All lines in which the word "TypeScript" occurs are to be extracted.

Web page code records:
+---+
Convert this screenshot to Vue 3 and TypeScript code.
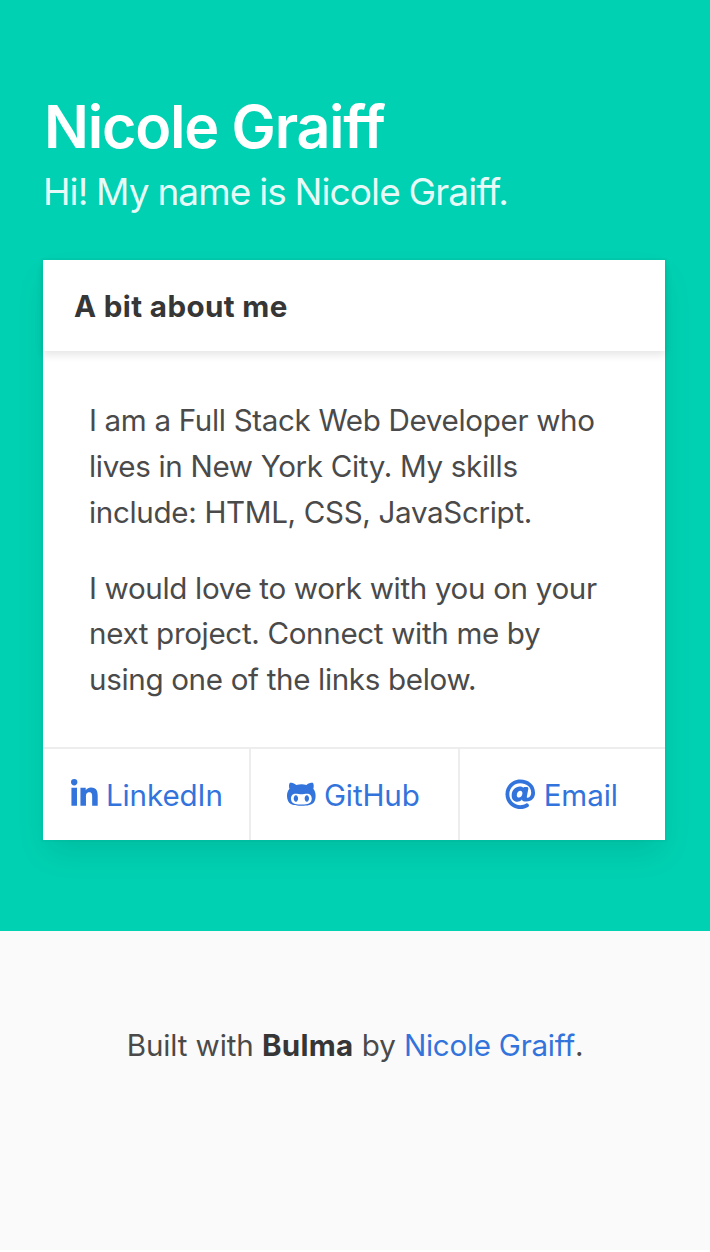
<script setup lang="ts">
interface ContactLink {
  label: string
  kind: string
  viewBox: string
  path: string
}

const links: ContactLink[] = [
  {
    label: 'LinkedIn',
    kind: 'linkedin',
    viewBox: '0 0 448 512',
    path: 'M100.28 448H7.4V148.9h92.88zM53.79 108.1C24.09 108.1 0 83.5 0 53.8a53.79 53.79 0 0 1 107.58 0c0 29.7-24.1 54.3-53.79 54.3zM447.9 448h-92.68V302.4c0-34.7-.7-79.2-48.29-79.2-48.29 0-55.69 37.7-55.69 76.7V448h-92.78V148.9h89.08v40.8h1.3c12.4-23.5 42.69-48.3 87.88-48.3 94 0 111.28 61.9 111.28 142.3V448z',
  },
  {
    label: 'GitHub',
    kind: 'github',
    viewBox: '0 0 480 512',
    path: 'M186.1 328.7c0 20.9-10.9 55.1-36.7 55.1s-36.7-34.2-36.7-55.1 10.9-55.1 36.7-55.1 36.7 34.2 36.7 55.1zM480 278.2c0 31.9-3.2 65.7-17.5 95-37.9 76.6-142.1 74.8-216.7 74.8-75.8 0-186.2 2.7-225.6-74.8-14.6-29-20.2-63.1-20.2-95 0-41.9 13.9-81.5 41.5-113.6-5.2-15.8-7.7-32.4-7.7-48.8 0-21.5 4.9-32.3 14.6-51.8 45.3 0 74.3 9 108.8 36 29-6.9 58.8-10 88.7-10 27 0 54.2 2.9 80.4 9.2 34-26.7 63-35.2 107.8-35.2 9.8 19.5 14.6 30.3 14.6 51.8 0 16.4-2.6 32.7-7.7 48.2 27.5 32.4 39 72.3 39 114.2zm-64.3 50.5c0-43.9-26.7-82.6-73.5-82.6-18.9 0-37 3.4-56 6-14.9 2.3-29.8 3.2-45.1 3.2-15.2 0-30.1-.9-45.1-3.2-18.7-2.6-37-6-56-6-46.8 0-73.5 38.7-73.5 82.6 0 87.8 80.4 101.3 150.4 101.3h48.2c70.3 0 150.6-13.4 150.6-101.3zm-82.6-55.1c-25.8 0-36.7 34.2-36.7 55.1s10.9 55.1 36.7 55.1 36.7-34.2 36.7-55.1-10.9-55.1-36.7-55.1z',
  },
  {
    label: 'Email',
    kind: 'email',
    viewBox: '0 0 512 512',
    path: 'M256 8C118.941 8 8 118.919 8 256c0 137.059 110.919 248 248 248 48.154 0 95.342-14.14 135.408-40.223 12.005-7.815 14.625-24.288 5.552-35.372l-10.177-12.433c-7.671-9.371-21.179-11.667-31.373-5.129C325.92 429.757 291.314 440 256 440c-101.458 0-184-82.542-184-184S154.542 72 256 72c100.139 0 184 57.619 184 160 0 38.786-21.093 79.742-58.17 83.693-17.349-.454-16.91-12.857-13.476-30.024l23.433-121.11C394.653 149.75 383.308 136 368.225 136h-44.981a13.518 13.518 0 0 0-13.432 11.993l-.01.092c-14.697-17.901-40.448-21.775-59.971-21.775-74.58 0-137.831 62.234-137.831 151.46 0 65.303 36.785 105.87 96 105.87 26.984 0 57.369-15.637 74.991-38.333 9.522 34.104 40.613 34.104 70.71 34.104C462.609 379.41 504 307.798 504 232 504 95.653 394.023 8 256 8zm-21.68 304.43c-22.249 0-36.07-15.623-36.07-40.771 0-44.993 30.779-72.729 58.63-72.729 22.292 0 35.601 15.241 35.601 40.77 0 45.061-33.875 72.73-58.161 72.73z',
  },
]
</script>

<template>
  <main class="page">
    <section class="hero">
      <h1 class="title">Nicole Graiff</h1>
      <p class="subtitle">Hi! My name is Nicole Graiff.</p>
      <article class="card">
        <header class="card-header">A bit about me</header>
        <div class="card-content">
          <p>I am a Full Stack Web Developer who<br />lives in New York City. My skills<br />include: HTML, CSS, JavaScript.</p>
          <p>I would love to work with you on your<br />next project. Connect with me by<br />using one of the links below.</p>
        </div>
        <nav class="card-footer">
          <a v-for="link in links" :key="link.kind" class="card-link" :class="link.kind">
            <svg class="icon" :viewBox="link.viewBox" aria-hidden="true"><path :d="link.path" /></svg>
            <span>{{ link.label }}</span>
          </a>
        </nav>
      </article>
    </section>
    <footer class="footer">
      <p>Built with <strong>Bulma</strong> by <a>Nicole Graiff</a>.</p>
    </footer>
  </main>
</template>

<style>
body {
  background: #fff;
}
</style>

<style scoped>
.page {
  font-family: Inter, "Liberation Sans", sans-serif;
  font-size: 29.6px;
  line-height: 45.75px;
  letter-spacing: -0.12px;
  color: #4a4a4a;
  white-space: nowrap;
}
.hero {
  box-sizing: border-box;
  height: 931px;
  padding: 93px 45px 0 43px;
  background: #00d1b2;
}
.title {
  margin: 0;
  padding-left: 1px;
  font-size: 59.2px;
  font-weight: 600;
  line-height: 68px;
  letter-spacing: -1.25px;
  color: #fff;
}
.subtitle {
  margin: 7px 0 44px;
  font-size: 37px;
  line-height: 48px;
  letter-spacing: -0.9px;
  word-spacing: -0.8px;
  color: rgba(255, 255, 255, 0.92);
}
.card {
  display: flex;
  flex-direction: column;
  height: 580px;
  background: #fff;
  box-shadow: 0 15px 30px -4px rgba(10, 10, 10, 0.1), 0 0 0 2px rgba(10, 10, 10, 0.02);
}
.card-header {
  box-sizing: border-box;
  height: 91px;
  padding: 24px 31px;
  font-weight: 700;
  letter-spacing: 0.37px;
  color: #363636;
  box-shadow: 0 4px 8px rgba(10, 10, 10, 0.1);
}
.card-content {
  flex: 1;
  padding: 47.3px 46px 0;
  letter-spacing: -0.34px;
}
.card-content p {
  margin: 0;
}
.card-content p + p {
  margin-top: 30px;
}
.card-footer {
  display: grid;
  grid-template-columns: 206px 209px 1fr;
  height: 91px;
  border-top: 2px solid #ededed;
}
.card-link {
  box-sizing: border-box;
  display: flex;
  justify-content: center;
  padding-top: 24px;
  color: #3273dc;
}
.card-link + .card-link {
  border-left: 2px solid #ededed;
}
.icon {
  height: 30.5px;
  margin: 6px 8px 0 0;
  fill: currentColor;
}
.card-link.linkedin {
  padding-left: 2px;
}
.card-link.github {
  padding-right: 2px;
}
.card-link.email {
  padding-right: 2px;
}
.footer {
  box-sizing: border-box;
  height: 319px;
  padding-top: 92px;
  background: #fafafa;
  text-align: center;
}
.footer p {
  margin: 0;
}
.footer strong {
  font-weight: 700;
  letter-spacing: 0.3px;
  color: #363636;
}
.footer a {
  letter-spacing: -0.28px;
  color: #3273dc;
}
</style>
+---+
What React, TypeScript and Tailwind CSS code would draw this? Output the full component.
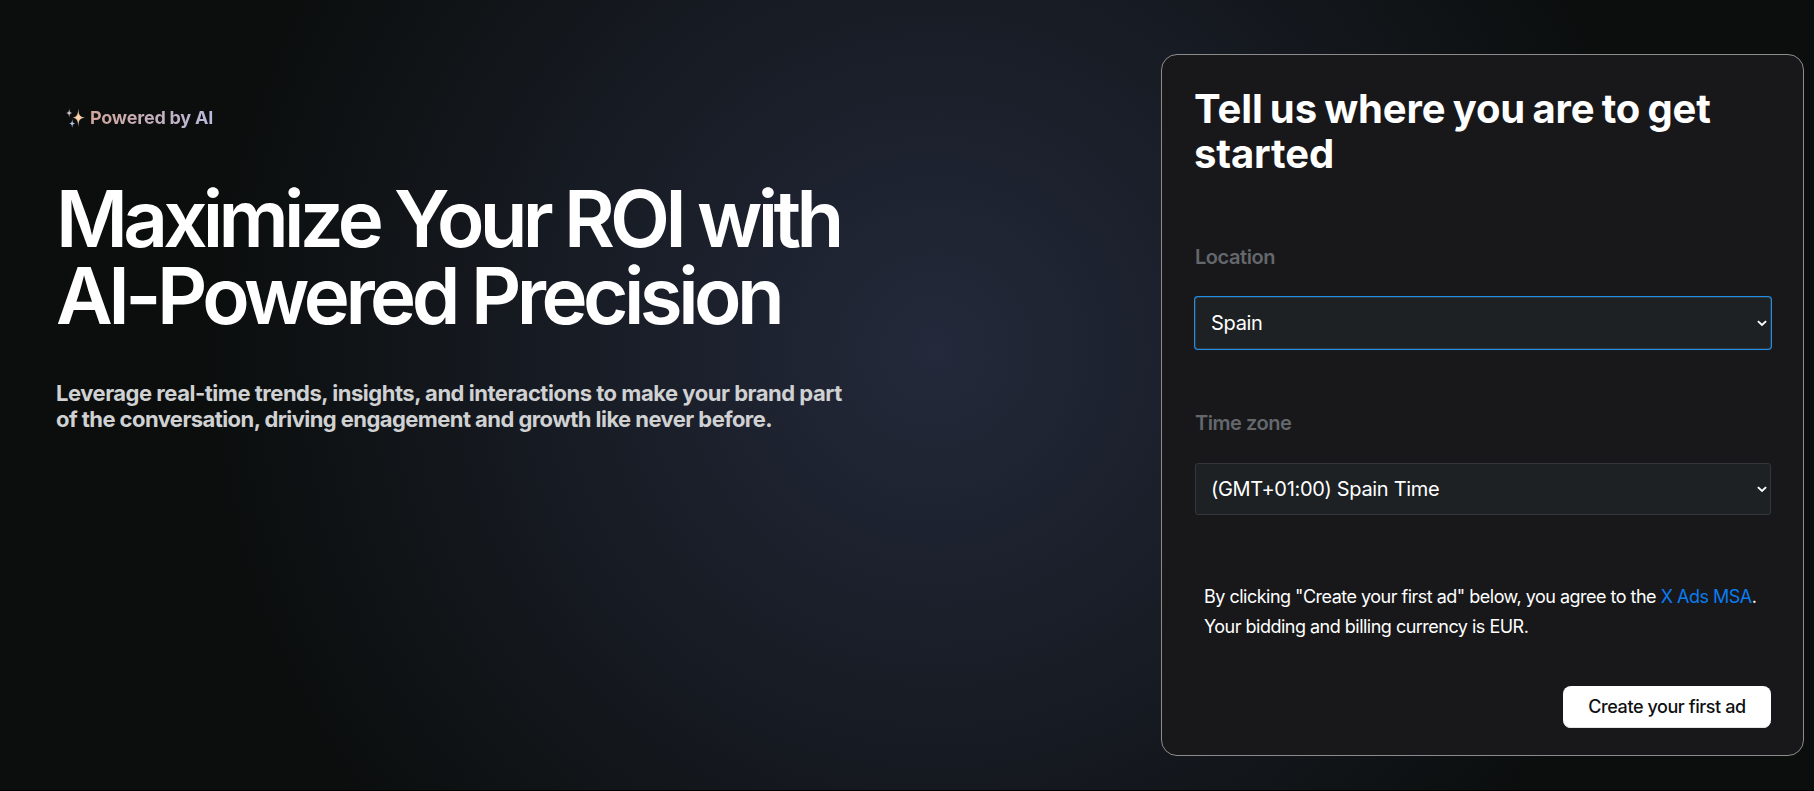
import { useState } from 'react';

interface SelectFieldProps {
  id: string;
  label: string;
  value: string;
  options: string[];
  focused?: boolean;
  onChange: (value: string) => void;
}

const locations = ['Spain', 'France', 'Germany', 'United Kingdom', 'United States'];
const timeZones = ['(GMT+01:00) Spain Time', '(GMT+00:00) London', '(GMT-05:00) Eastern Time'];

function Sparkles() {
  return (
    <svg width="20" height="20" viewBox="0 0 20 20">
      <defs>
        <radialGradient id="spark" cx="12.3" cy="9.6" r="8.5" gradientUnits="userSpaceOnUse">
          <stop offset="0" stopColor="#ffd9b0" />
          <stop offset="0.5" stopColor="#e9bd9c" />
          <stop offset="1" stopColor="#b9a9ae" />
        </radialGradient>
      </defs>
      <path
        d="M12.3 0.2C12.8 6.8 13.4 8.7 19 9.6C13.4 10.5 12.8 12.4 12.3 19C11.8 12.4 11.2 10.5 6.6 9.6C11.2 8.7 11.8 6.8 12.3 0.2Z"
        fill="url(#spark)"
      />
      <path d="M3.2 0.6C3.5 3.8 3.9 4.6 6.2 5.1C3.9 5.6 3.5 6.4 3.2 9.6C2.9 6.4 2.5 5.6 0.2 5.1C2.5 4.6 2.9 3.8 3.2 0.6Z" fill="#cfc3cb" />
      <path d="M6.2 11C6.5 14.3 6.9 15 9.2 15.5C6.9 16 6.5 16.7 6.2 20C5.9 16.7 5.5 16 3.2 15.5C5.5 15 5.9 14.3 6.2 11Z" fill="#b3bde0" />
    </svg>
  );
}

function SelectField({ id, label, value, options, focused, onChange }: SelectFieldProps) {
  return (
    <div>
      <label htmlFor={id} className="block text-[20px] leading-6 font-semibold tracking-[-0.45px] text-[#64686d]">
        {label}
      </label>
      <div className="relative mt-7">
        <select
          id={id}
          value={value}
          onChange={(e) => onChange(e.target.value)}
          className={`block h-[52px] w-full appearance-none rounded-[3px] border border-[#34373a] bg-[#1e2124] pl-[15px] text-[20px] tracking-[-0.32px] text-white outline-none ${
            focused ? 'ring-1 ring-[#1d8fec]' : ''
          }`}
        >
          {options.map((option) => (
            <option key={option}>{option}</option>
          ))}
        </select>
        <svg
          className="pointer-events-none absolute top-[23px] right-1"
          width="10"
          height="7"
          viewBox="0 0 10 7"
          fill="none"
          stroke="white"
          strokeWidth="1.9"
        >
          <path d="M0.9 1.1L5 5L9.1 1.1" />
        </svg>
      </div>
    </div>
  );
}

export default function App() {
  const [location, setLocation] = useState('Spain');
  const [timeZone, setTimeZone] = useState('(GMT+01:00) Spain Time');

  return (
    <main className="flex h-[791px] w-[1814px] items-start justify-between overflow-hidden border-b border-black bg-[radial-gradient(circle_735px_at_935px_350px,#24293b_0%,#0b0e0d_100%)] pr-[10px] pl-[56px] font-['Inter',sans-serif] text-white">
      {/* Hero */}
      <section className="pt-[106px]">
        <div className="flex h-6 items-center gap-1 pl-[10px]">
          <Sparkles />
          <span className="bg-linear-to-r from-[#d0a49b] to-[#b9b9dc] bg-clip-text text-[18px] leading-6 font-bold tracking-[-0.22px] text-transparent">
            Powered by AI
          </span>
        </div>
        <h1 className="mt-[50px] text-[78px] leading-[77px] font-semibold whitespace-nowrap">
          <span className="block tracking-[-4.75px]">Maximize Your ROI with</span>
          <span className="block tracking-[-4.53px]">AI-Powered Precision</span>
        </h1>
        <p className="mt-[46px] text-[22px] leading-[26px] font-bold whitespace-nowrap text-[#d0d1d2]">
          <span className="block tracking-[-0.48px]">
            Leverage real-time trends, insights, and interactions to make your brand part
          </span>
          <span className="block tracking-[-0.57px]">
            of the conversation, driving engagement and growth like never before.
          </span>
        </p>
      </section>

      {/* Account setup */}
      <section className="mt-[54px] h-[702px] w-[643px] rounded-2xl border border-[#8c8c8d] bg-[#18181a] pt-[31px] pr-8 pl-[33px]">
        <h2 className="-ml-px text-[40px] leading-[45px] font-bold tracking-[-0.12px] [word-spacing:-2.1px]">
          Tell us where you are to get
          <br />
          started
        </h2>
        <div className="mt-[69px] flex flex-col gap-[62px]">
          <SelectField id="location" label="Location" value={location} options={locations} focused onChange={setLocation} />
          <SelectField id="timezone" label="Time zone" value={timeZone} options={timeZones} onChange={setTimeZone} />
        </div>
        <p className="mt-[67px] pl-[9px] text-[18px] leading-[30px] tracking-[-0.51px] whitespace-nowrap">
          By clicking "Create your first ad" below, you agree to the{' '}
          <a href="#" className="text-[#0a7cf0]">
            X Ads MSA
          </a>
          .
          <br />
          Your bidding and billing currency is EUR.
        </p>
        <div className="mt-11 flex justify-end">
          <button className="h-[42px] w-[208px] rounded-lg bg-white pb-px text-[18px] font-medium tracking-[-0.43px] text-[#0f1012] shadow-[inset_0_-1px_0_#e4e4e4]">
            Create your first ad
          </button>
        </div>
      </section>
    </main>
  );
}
+---+
OUTPUT OF THE TASK:
Convert this screenshot to Vue 3 and TypeScript code.
What React, TypeScript and Tailwind CSS code would draw this? Output the full component.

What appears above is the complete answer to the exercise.